_DIRECTIONS_. Locate all lines in the data below that hold "this" and show them.

========

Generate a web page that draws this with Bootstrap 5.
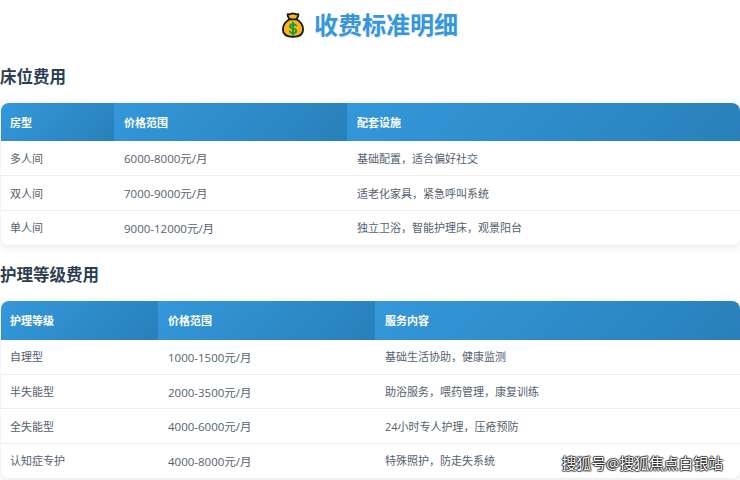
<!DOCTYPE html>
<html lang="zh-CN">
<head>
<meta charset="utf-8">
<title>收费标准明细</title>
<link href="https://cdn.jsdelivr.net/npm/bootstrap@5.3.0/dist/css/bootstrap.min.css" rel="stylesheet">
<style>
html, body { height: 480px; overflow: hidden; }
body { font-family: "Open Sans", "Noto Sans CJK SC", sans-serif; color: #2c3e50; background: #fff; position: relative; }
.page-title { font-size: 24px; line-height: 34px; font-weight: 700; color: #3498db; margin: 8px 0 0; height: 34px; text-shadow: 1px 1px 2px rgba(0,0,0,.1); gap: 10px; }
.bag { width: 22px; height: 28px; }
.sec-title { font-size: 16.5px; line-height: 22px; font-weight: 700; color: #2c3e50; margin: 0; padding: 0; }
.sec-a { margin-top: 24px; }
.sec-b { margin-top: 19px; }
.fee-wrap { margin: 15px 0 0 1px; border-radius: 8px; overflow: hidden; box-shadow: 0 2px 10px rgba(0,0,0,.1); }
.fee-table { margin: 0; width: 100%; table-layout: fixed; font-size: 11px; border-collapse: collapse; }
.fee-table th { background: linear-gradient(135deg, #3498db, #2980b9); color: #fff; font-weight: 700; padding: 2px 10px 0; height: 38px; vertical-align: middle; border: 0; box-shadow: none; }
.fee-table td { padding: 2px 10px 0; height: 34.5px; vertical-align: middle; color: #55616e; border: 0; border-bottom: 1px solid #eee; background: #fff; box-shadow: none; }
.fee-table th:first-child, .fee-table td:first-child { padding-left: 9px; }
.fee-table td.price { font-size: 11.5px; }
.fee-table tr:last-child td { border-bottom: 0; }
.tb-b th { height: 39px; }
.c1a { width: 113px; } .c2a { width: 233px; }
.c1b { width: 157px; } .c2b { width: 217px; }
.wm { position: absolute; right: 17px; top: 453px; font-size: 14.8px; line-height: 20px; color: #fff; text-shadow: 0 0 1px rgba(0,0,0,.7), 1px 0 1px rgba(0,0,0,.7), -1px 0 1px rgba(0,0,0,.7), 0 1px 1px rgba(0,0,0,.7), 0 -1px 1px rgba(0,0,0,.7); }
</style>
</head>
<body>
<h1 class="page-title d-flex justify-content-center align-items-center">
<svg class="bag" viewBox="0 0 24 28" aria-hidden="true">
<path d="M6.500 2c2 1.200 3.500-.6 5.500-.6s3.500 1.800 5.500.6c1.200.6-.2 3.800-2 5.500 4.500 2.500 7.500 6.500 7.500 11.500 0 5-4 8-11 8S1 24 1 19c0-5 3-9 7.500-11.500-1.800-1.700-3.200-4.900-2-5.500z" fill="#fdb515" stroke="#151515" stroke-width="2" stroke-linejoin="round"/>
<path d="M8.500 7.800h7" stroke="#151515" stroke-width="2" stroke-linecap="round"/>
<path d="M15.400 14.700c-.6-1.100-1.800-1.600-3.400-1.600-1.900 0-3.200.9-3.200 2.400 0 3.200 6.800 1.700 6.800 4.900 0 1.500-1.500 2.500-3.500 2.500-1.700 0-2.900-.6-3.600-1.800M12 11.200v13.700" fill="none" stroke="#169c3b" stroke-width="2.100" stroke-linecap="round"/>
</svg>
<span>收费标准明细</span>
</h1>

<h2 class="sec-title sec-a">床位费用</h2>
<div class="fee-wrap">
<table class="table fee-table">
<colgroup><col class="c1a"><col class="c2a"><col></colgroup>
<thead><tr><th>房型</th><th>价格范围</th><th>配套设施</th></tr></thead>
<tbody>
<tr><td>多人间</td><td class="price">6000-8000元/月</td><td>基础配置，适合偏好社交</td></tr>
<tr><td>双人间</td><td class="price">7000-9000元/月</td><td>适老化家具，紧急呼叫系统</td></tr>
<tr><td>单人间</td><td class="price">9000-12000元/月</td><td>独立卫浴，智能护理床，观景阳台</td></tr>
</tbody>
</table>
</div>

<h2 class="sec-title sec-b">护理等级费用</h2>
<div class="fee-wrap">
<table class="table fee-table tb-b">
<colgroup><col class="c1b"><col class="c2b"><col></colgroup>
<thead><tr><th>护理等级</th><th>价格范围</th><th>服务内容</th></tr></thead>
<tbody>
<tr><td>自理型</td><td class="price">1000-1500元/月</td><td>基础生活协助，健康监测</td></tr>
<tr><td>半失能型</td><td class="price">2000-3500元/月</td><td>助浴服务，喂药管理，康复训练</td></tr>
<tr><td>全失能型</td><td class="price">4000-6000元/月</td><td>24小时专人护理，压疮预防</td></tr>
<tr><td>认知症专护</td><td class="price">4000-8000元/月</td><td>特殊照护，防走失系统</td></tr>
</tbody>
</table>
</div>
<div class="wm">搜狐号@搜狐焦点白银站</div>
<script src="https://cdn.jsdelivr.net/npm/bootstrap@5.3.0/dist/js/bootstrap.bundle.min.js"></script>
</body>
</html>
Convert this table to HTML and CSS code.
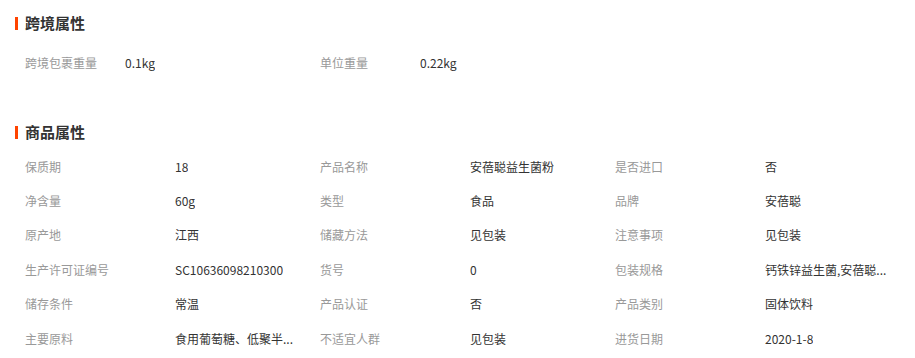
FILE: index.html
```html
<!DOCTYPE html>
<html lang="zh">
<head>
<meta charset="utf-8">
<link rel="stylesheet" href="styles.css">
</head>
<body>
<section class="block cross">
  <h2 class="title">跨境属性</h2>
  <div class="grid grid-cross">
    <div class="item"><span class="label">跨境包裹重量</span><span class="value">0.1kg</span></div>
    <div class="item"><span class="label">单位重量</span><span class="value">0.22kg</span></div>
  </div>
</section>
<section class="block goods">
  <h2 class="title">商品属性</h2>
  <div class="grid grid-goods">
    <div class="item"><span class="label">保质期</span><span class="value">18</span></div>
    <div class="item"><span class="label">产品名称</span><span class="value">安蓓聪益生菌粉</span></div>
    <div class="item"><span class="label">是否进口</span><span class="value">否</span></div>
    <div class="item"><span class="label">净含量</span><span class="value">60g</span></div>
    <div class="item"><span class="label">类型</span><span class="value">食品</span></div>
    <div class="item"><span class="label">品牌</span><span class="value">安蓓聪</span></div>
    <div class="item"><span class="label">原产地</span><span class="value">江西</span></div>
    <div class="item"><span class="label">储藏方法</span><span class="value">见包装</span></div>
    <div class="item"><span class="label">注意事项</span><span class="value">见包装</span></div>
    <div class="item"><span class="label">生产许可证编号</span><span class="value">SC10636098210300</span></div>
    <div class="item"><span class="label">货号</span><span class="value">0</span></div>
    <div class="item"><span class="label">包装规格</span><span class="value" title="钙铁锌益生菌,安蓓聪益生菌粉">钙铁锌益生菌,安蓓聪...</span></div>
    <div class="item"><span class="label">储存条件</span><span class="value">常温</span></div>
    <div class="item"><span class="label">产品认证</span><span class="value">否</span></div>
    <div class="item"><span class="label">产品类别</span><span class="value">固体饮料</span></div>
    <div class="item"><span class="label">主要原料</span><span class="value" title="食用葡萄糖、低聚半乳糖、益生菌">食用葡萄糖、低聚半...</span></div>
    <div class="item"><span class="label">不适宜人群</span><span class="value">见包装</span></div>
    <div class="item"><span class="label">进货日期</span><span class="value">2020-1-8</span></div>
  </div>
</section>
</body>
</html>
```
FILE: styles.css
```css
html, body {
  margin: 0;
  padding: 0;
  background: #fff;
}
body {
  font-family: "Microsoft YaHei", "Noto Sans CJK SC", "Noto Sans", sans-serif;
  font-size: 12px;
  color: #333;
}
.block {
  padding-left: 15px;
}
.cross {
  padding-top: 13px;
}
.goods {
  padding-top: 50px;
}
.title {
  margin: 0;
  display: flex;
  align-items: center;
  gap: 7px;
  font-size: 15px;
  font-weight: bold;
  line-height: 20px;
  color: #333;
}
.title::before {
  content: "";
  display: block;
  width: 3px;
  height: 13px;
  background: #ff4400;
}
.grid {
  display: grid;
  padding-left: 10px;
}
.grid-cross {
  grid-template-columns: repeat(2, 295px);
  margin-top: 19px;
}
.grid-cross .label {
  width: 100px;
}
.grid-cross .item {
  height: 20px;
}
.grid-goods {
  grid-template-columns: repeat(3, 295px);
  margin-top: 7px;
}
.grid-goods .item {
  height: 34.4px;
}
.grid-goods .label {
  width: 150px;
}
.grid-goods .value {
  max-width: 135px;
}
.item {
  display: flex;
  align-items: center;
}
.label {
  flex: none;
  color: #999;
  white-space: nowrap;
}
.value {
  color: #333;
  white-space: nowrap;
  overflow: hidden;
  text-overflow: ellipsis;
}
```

========

_TASK ANSWER_.
Generate a web page that draws this with Bootstrap 5.
Convert this table to HTML and CSS code.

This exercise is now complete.